§ **DATA BLOCK**
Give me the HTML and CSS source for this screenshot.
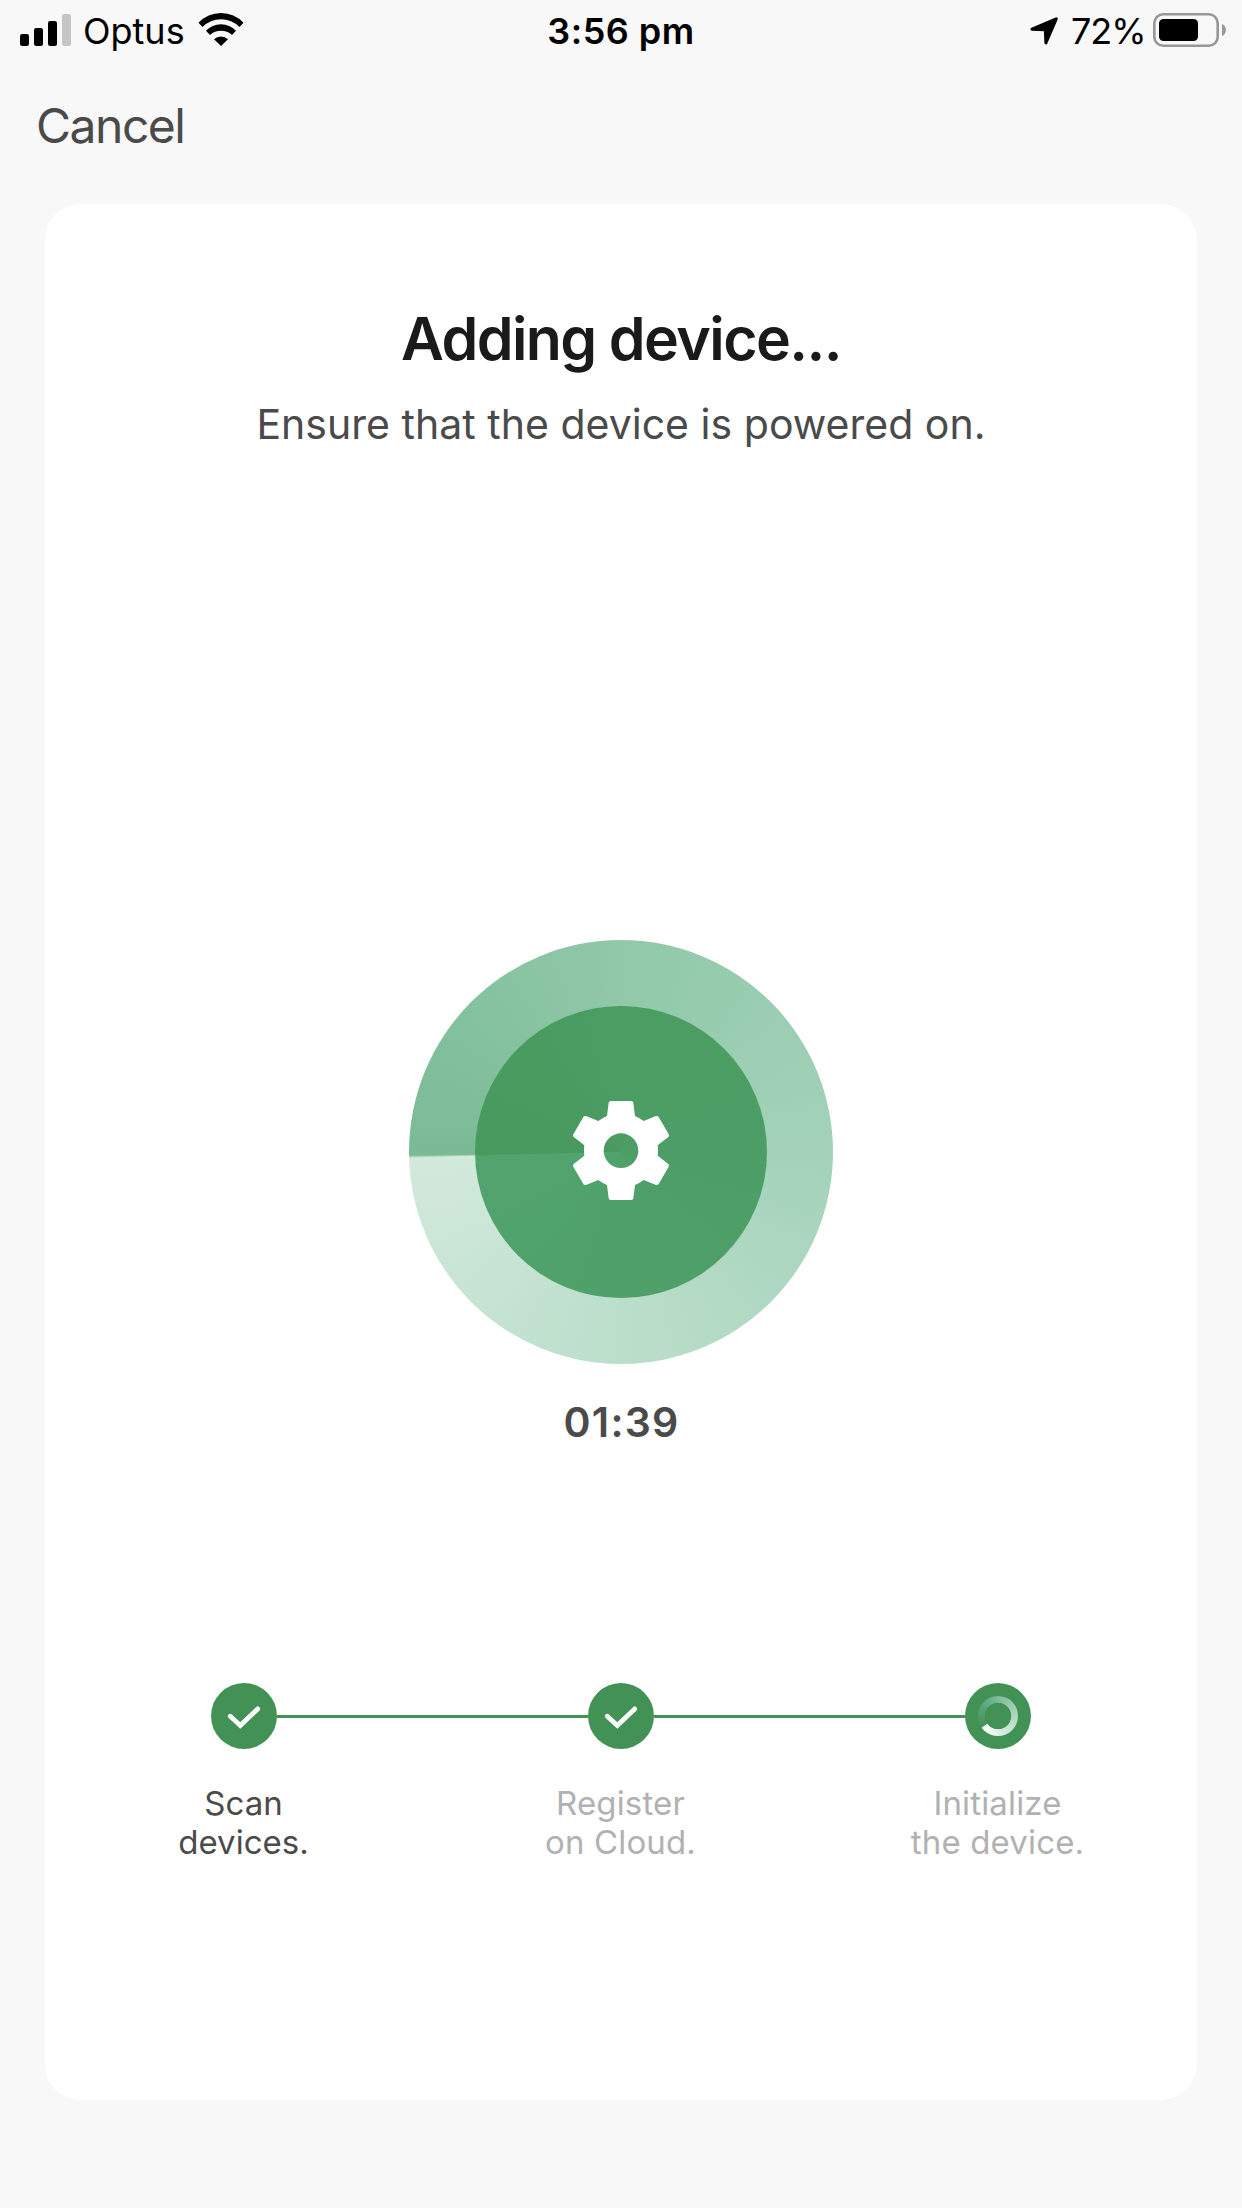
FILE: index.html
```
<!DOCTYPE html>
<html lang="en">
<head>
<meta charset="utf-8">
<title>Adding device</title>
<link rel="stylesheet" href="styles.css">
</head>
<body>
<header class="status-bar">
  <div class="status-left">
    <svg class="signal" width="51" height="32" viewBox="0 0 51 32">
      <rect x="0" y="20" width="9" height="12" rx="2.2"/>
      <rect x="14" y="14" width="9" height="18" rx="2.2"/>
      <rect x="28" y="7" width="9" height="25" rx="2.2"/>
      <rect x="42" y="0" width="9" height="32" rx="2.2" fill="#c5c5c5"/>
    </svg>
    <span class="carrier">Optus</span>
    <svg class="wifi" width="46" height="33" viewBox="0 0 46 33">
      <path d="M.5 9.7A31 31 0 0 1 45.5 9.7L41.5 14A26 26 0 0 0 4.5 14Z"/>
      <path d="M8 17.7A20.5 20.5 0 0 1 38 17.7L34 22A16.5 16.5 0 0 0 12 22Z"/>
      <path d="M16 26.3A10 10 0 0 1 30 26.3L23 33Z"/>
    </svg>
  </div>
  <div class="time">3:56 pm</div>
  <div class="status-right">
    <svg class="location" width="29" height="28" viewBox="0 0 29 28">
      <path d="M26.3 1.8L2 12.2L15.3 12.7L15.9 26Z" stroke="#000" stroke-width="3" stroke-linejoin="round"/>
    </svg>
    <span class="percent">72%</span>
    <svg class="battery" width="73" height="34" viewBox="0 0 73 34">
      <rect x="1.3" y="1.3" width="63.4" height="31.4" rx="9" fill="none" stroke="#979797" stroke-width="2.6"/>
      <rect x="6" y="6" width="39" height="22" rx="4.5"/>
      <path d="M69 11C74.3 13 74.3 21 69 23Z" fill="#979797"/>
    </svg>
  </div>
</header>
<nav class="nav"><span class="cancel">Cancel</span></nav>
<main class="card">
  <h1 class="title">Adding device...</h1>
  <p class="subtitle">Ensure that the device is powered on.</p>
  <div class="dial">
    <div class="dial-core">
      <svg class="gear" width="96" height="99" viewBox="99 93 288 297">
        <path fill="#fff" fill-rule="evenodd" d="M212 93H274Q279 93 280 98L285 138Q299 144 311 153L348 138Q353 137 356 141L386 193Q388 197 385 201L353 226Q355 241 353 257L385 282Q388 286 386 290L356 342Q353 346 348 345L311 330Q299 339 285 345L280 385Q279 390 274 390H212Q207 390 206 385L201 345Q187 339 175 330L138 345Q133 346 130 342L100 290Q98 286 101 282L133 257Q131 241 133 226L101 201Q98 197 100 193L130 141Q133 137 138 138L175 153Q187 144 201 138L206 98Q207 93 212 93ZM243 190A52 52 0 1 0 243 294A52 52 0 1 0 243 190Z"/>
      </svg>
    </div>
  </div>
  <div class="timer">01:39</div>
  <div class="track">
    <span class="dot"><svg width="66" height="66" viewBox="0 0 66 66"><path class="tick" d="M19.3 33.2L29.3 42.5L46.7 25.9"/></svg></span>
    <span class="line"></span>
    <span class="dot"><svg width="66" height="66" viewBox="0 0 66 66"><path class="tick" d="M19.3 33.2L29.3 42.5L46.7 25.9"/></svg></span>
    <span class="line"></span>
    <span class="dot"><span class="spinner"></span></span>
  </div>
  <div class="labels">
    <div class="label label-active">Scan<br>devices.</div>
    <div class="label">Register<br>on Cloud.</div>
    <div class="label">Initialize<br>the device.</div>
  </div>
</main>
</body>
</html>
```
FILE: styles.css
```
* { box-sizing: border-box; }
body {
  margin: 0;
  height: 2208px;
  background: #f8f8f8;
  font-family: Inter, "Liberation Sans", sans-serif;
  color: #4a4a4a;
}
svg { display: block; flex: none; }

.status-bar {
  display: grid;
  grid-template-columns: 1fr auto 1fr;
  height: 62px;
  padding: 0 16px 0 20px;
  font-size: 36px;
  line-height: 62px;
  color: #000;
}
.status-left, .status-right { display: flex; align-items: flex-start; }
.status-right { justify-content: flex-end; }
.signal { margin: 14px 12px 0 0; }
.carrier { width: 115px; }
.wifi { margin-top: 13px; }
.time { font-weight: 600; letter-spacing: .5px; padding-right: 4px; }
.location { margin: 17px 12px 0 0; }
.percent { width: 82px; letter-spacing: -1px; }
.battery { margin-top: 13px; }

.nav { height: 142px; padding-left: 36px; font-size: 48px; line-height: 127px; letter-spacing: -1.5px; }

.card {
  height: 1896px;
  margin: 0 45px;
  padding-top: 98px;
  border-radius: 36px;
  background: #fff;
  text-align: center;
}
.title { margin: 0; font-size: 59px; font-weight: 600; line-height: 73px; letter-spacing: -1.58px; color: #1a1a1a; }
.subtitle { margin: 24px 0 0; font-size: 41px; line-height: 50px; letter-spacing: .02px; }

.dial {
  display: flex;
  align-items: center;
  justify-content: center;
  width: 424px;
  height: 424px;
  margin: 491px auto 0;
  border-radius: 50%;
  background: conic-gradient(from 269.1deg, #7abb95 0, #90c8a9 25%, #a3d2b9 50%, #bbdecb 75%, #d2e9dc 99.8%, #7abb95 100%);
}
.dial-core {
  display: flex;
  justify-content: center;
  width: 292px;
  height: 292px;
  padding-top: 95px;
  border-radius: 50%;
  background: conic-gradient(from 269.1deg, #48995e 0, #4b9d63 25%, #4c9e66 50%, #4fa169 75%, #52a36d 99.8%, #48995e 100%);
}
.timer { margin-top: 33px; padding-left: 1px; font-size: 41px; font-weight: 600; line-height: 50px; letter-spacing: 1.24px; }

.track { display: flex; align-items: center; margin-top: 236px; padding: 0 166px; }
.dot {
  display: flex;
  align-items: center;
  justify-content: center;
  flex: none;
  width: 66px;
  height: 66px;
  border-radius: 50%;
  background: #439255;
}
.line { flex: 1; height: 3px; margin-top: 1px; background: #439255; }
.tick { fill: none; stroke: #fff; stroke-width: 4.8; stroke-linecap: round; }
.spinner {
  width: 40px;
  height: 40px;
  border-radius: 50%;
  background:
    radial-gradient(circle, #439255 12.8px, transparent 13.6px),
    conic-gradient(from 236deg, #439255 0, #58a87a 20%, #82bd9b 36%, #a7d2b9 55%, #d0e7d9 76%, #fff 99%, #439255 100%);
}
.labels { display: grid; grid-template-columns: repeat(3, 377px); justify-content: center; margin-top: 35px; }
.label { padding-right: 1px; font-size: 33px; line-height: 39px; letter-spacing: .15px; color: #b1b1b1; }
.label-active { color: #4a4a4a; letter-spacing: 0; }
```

§ **PROBLEM STATEMENT**
Without the pictures, repeat the listing above exactly.

§ **RESPONSE TO THIS TASK**
Give me the HTML and CSS source for this screenshot.
FILE: index.html
```
<!DOCTYPE html>
<html lang="en">
<head>
<meta charset="utf-8">
<title>Adding device</title>
<link rel="stylesheet" href="styles.css">
</head>
<body>
<header class="status-bar">
  <div class="status-left">
    <svg class="signal" width="51" height="32" viewBox="0 0 51 32">
      <rect x="0" y="20" width="9" height="12" rx="2.2"/>
      <rect x="14" y="14" width="9" height="18" rx="2.2"/>
      <rect x="28" y="7" width="9" height="25" rx="2.2"/>
      <rect x="42" y="0" width="9" height="32" rx="2.2" fill="#c5c5c5"/>
    </svg>
    <span class="carrier">Optus</span>
    <svg class="wifi" width="46" height="33" viewBox="0 0 46 33">
      <path d="M.5 9.7A31 31 0 0 1 45.5 9.7L41.5 14A26 26 0 0 0 4.5 14Z"/>
      <path d="M8 17.7A20.5 20.5 0 0 1 38 17.7L34 22A16.5 16.5 0 0 0 12 22Z"/>
      <path d="M16 26.3A10 10 0 0 1 30 26.3L23 33Z"/>
    </svg>
  </div>
  <div class="time">3:56 pm</div>
  <div class="status-right">
    <svg class="location" width="29" height="28" viewBox="0 0 29 28">
      <path d="M26.3 1.8L2 12.2L15.3 12.7L15.9 26Z" stroke="#000" stroke-width="3" stroke-linejoin="round"/>
    </svg>
    <span class="percent">72%</span>
    <svg class="battery" width="73" height="34" viewBox="0 0 73 34">
      <rect x="1.3" y="1.3" width="63.4" height="31.4" rx="9" fill="none" stroke="#979797" stroke-width="2.6"/>
      <rect x="6" y="6" width="39" height="22" rx="4.5"/>
      <path d="M69 11C74.3 13 74.3 21 69 23Z" fill="#979797"/>
    </svg>
  </div>
</header>
<nav class="nav"><span class="cancel">Cancel</span></nav>
<main class="card">
  <h1 class="title">Adding device...</h1>
  <p class="subtitle">Ensure that the device is powered on.</p>
  <div class="dial">
    <div class="dial-core">
      <svg class="gear" width="96" height="99" viewBox="99 93 288 297">
        <path fill="#fff" fill-rule="evenodd" d="M212 93H274Q279 93 280 98L285 138Q299 144 311 153L348 138Q353 137 356 141L386 193Q388 197 385 201L353 226Q355 241 353 257L385 282Q388 286 386 290L356 342Q353 346 348 345L311 330Q299 339 285 345L280 385Q279 390 274 390H212Q207 390 206 385L201 345Q187 339 175 330L138 345Q133 346 130 342L100 290Q98 286 101 282L133 257Q131 241 133 226L101 201Q98 197 100 193L130 141Q133 137 138 138L175 153Q187 144 201 138L206 98Q207 93 212 93ZM243 190A52 52 0 1 0 243 294A52 52 0 1 0 243 190Z"/>
      </svg>
    </div>
  </div>
  <div class="timer">01:39</div>
  <div class="track">
    <span class="dot"><svg width="66" height="66" viewBox="0 0 66 66"><path class="tick" d="M19.3 33.2L29.3 42.5L46.7 25.9"/></svg></span>
    <span class="line"></span>
    <span class="dot"><svg width="66" height="66" viewBox="0 0 66 66"><path class="tick" d="M19.3 33.2L29.3 42.5L46.7 25.9"/></svg></span>
    <span class="line"></span>
    <span class="dot"><span class="spinner"></span></span>
  </div>
  <div class="labels">
    <div class="label label-active">Scan<br>devices.</div>
    <div class="label">Register<br>on Cloud.</div>
    <div class="label">Initialize<br>the device.</div>
  </div>
</main>
</body>
</html>
```
FILE: styles.css
```
* { box-sizing: border-box; }
body {
  margin: 0;
  height: 2208px;
  background: #f8f8f8;
  font-family: Inter, "Liberation Sans", sans-serif;
  color: #4a4a4a;
}
svg { display: block; flex: none; }

.status-bar {
  display: grid;
  grid-template-columns: 1fr auto 1fr;
  height: 62px;
  padding: 0 16px 0 20px;
  font-size: 36px;
  line-height: 62px;
  color: #000;
}
.status-left, .status-right { display: flex; align-items: flex-start; }
.status-right { justify-content: flex-end; }
.signal { margin: 14px 12px 0 0; }
.carrier { width: 115px; }
.wifi { margin-top: 13px; }
.time { font-weight: 600; letter-spacing: .5px; padding-right: 4px; }
.location { margin: 17px 12px 0 0; }
.percent { width: 82px; letter-spacing: -1px; }
.battery { margin-top: 13px; }

.nav { height: 142px; padding-left: 36px; font-size: 48px; line-height: 127px; letter-spacing: -1.5px; }

.card {
  height: 1896px;
  margin: 0 45px;
  padding-top: 98px;
  border-radius: 36px;
  background: #fff;
  text-align: center;
}
.title { margin: 0; font-size: 59px; font-weight: 600; line-height: 73px; letter-spacing: -1.58px; color: #1a1a1a; }
.subtitle { margin: 24px 0 0; font-size: 41px; line-height: 50px; letter-spacing: .02px; }

.dial {
  display: flex;
  align-items: center;
  justify-content: center;
  width: 424px;
  height: 424px;
  margin: 491px auto 0;
  border-radius: 50%;
  background: conic-gradient(from 269.1deg, #7abb95 0, #90c8a9 25%, #a3d2b9 50%, #bbdecb 75%, #d2e9dc 99.8%, #7abb95 100%);
}
.dial-core {
  display: flex;
  justify-content: center;
  width: 292px;
  height: 292px;
  padding-top: 95px;
  border-radius: 50%;
  background: conic-gradient(from 269.1deg, #48995e 0, #4b9d63 25%, #4c9e66 50%, #4fa169 75%, #52a36d 99.8%, #48995e 100%);
}
.timer { margin-top: 33px; padding-left: 1px; font-size: 41px; font-weight: 600; line-height: 50px; letter-spacing: 1.24px; }

.track { display: flex; align-items: center; margin-top: 236px; padding: 0 166px; }
.dot {
  display: flex;
  align-items: center;
  justify-content: center;
  flex: none;
  width: 66px;
  height: 66px;
  border-radius: 50%;
  background: #439255;
}
.line { flex: 1; height: 3px; margin-top: 1px; background: #439255; }
.tick { fill: none; stroke: #fff; stroke-width: 4.8; stroke-linecap: round; }
.spinner {
  width: 40px;
  height: 40px;
  border-radius: 50%;
  background:
    radial-gradient(circle, #439255 12.8px, transparent 13.6px),
    conic-gradient(from 236deg, #439255 0, #58a87a 20%, #82bd9b 36%, #a7d2b9 55%, #d0e7d9 76%, #fff 99%, #439255 100%);
}
.labels { display: grid; grid-template-columns: repeat(3, 377px); justify-content: center; margin-top: 35px; }
.label { padding-right: 1px; font-size: 33px; line-height: 39px; letter-spacing: .15px; color: #b1b1b1; }
.label-active { color: #4a4a4a; letter-spacing: 0; }
```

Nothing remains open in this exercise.